Many feared that without full air power, India would face massive delays.

Instead, the artillery adapted, innovated, and delivered outcomes that surprised even global analysts. The guns not only filled the gap—they redefined mountain warfare norms.


A Lesson for the World: When the U.S. Borrowed the Kargil Playbook

A few years after Kargil, the U.S. attempted to evict Taliban fighters from Afghanistan’s rugged peaks using air strikes alone. The effort faltered.

American commanders eventually adopted Indian-style artillery tactics—the same concepts pioneered in Kargil—before achieving decisive breakthroughs three months later.

As Major General Singh notes:

“Air power alone cannot dislodge a determined enemy in the mountains. Artillery remains the most lethal, precise, and reliable force multiplier.”


The Legacy of Kargil: Artillery as the Great Equaliser

The Kargil War was a brutal reminder that in the age of satellites, stealth fighters, and drones, ground realities still determine victory.

At over 18,000 feet, where machines freeze and aircraft struggle, artillery becomes the ultimate weapon of war.

The Bofors, once mired in political controversy, emerged as the saviour of a nation.

Behind every heroic infantry assault lay the thunder of Indian guns—reshaping ridgelines, smashing bunkers, and breaking the enemy’s will.

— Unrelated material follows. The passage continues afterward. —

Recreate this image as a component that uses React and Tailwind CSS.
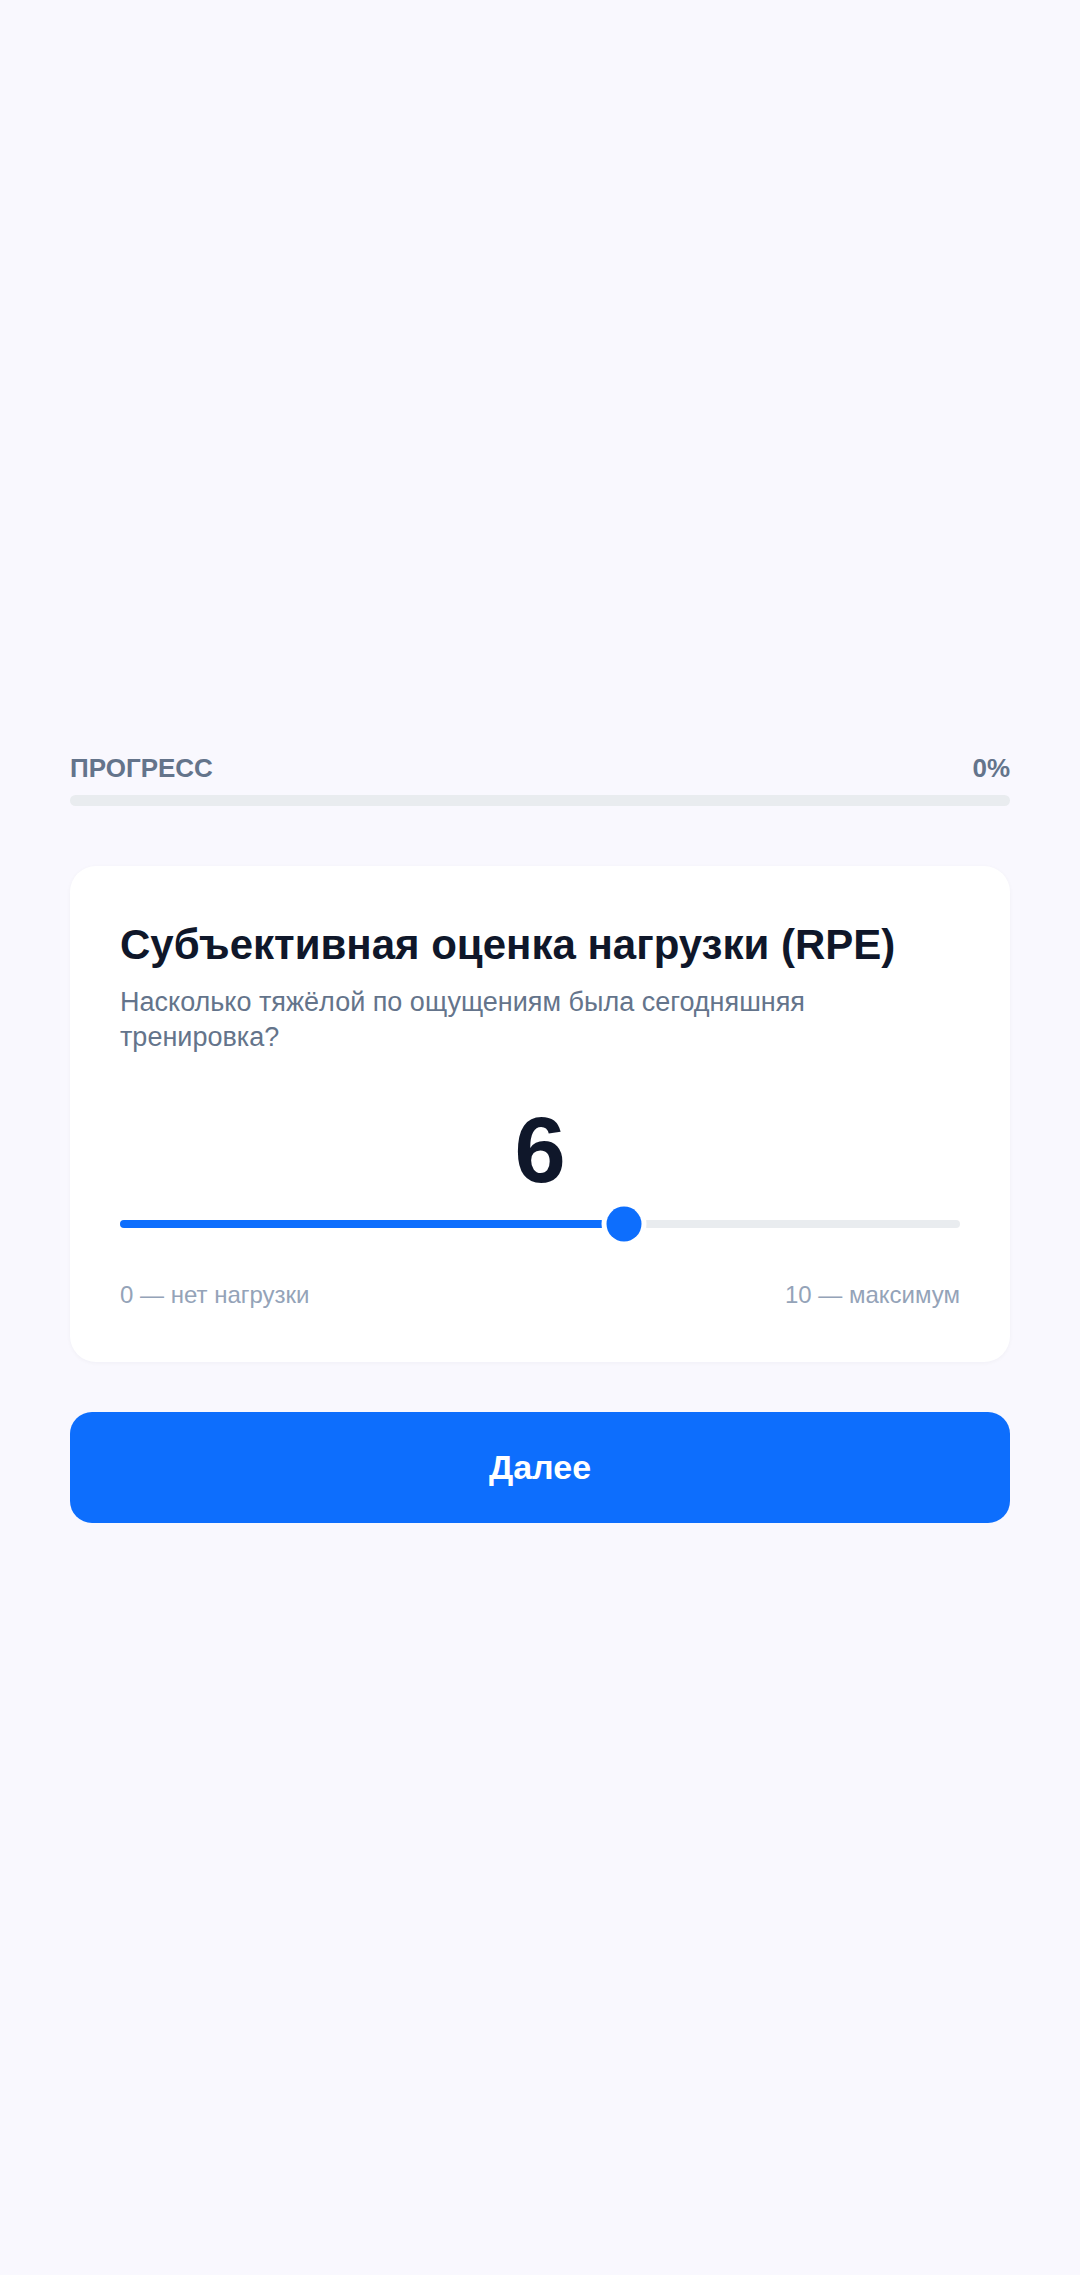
import React from "react";

export default function App() {
  const value = 6;
  const pct = (value / 10) * 100;
  return (
    <div
      className="min-h-[2275px] w-full bg-[#f9f8fe] flex flex-col justify-center px-[70px]"
      style={{ fontFamily: '"Liberation Sans", Arial, sans-serif' }}
    >
      <div className="flex flex-col">
        <div className="flex items-center justify-between text-[26px] font-bold text-[#64748b] leading-[30px]">
          <span>ПРОГРЕСС</span>
          <span>0%</span>
        </div>
        <div className="mt-[12px] h-[11px] w-full rounded-full bg-[#e9ecef]">
          <div className="h-full w-0 rounded-full bg-[#0d6efd]" />
        </div>

        <div className="mt-[60px] rounded-[26px] bg-white px-[50px] pt-[54px] pb-[53px] shadow-[0_1px_4px_rgba(15,23,42,0.04)]">
          <h1 className="text-[42px] font-bold leading-[50px] text-[#0f172a]">
            Субъективная оценка нагрузки (RPE)
          </h1>
          <p className="mt-[15px] text-[27px] leading-[35px] text-[#64748b]">
            Насколько тяжёлой по ощущениям была сегодняшняя тренировка?
          </p>

          <div className="mt-[45px] text-center text-[92px] font-bold leading-[100px] text-[#0f172a]">
            {value}
          </div>

          <div className="relative mt-[20px] h-[8px] w-full rounded-full bg-[#e9ecef]">
            <div
              className="absolute left-0 top-0 h-full rounded-full bg-[#0d6efd]"
              style={{ width: `${pct}%` }}
            />
            <div
              className="absolute top-1/2 h-[35px] w-[35px] -translate-x-1/2 -translate-y-1/2 rounded-full bg-[#0d6efd] shadow-[0_0_0_5px_#ffffff]"
              style={{ left: `${pct}%` }}
            />
          </div>

          <div className="mt-[53px] flex items-center justify-between text-[24px] leading-[28px] text-[#94a3b8]">
            <span>0 — нет нагрузки</span>
            <span>10 — максимум</span>
          </div>
        </div>

        <button className="mt-[50px] h-[111px] w-full rounded-[22px] bg-[#0d6efd] text-[34px] font-bold text-white">
          Далее
        </button>
      </div>
    </div>
  );
}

As one war correspondent wrote:

“The infantry won the peaks.
The artillery made it possible.”


Firepower, Grit, and the Genius That Saved Kargil

Major General Lakhwinder Singh’s account reveals the war not as a spontaneous clash but as a meticulously orchestrated assault that required a brilliant, fearless response. Infantry bravery, combined with revolutionary artillery tactics, reclaimed every inch of Indian soil.

Kargil was a war of heights and heartbreak, of innovation born from desperation, of soldiers who climbed into death’s domain and prevailed.

But above all, it was a war that proved a simple truth:

In the mountains, artillery is not support—it is supremacy.